Friday, June 3, 2016

...AND THEN THERE WERE NONE

If you have been following the banking story in the Journal it is probably becoming quite clear that Big Danny and his boys don't like banks.  They don't like other institutions that have some of the traits of banks like insurance companies.  Now they just can't say, "There will be no more banks," so the approach they are taking is to simply regulate them to the point where it is very, very hard to make money, at least at the level where one covers one's cost of capital which today is placed--completely without conviction--at 10%.  Maybe at that point they will go away.

And maybe they will.  If this reign of regulatory terror continues the institutions may remain but they business that has been part and parcel to banking may well move somewhere else of simply disappear.  Just the other day Mr. Tarullo announced that there will be new and certainly higher capital requirements on systemic institutions that should be announced right after the results of the stress tests which are expected around June 23.  As an aside, one should keep in mind that there are two aspects to these stress test; one objective and one subjective.  Yep.  Subjective.  On top of that no one knows how the rules are set, so passing a stress test is like being told to shoot behind the duck and even if you hit it you still may not pass because the judge didn't like the way you shouldered your gun.  That is why Citigroup failee its stress test a couple of years ago.  Big Danny doesn't like Citigroup.  Why?  Who the hell knows but they failed on the subjective measurements.

Unfortunately, the stress tests are to determine, in concert with the "living wills" just how well a bank can absorb adverse environments and if not, how to keep them from costing the taxpayers a bundle of money.  One last time (I'm lying of course):  living wills are the biggest load of bovine fertilizer ever created in the finance business.  There isn't a lawyer alive who will admit otherwise.  Yet, when a entity like the Federal Reserve proclaims an institution is "not in compliance," many things happen; the first and most important being a loss of confidence in the marketplace in the affected institution.  It also results in a loss of confidence in the entire banking system in which the institution resides.  The dumbos in Washington think the effect is the opposite:  the Fed is on the job, all are secure!  Wrong.  To begin, most of the intelligent world knows that the first thing a Central Bank should do is keep it's mouth shut.  Quite inspires confidence, not the babbling, headline grabbing, narcissistic bleatings of a self-styled reformer.  At the end, stupidity in one's central bank should not be revealed as occurred in the Metropolitan Life law suit when the court simply told the Fed it was clueless in regard to what it was trying to regulate.  But onward it goes and if allowed to continue it will win as having the ability to compensate their shareholders, the banks will simply, give up and move to other businesses or in an attempt to save what they have through reduced cost, allow the machines and programmers to do it, battling furiously against each other to prove that "My algorithm is better that yours."  We have seen how that has worked out.  Mark to model///what's wrong with that?  Of course when mistakes...or heaven forbid, stupidity... occurs in nano-seconds...Never it seems has it crossed the mind of the Fed that they may be increasing future risk rather than reducing the same.
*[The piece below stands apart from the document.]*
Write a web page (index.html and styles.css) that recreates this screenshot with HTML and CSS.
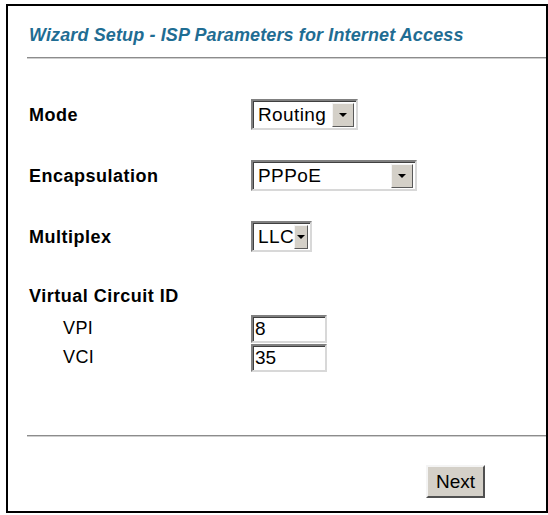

And so, the future of banking?  The lines of business will be there but in the hands of others.  Hedge funds are heavily in the lending business as we speak.  "Wealth Managers" are a major factor in trading.  The distribution of risk is alive and well but to the clients of hedge funds...in some cases whether thy know it or not, and in many cases whether they understand the risk or not makes them the intermediators.  The Fed rants against Jamie Dimond and his compensation of $26,000,000; how do you deal with a hedggie whose comp is $1,000,000,000.  Well, you can't because you don't regulate him and more importantly, you don't regulate his business nor can you because he's private, you see and there are no depositors or shareholders to worry about.  You might also think about the over $11 billion is publicly held debt outstanding whose liquidity has already been greatly reduced because the Fed has made it too expensive for a bank to be in that business in the size required.  When that effort is increasingly left in privately held hands will the holder of the same or the overall taxpayer benefit?   Not from where I sit, but I've been wrong before.  Not this time I think.

Some smart guy once said, "Power corrupts and absolute power corrupts absolutely."  Somebody had best try to stop these guys before they do truly serious damage not just to the system but to the country as a whole.  We might start to pay attention to this seemingly growing myth that the Federal Reserve is this vast wealth of information and knowledge, inhabited by the smartest people we have.  It never was although in the past it was far more in approaching this status than it is today.  Then, it was inhabited by people who understood the true role and more importantly, understood their limitations in an increasingly complex world.  Today, we have poor Janet who seemingly wants to do good and Billy the Dud who is incapable of speaking in other than profound terms as to the wisdom and truth of his models proving that all that has been done was fully in the right............except that......

.........May Jobs came in today at 38,000.......Those not looking for work was at the highest percentage in over 40 years--93,000,000 Americans who have dropped out......March and April revisions were down 58,000.  And just a week ago EVERYBODY was alerted to a "normalization" in June because of the rosy outlook.  And you guys are charged with guiding the American financial system?  Where the hell did we go wrong?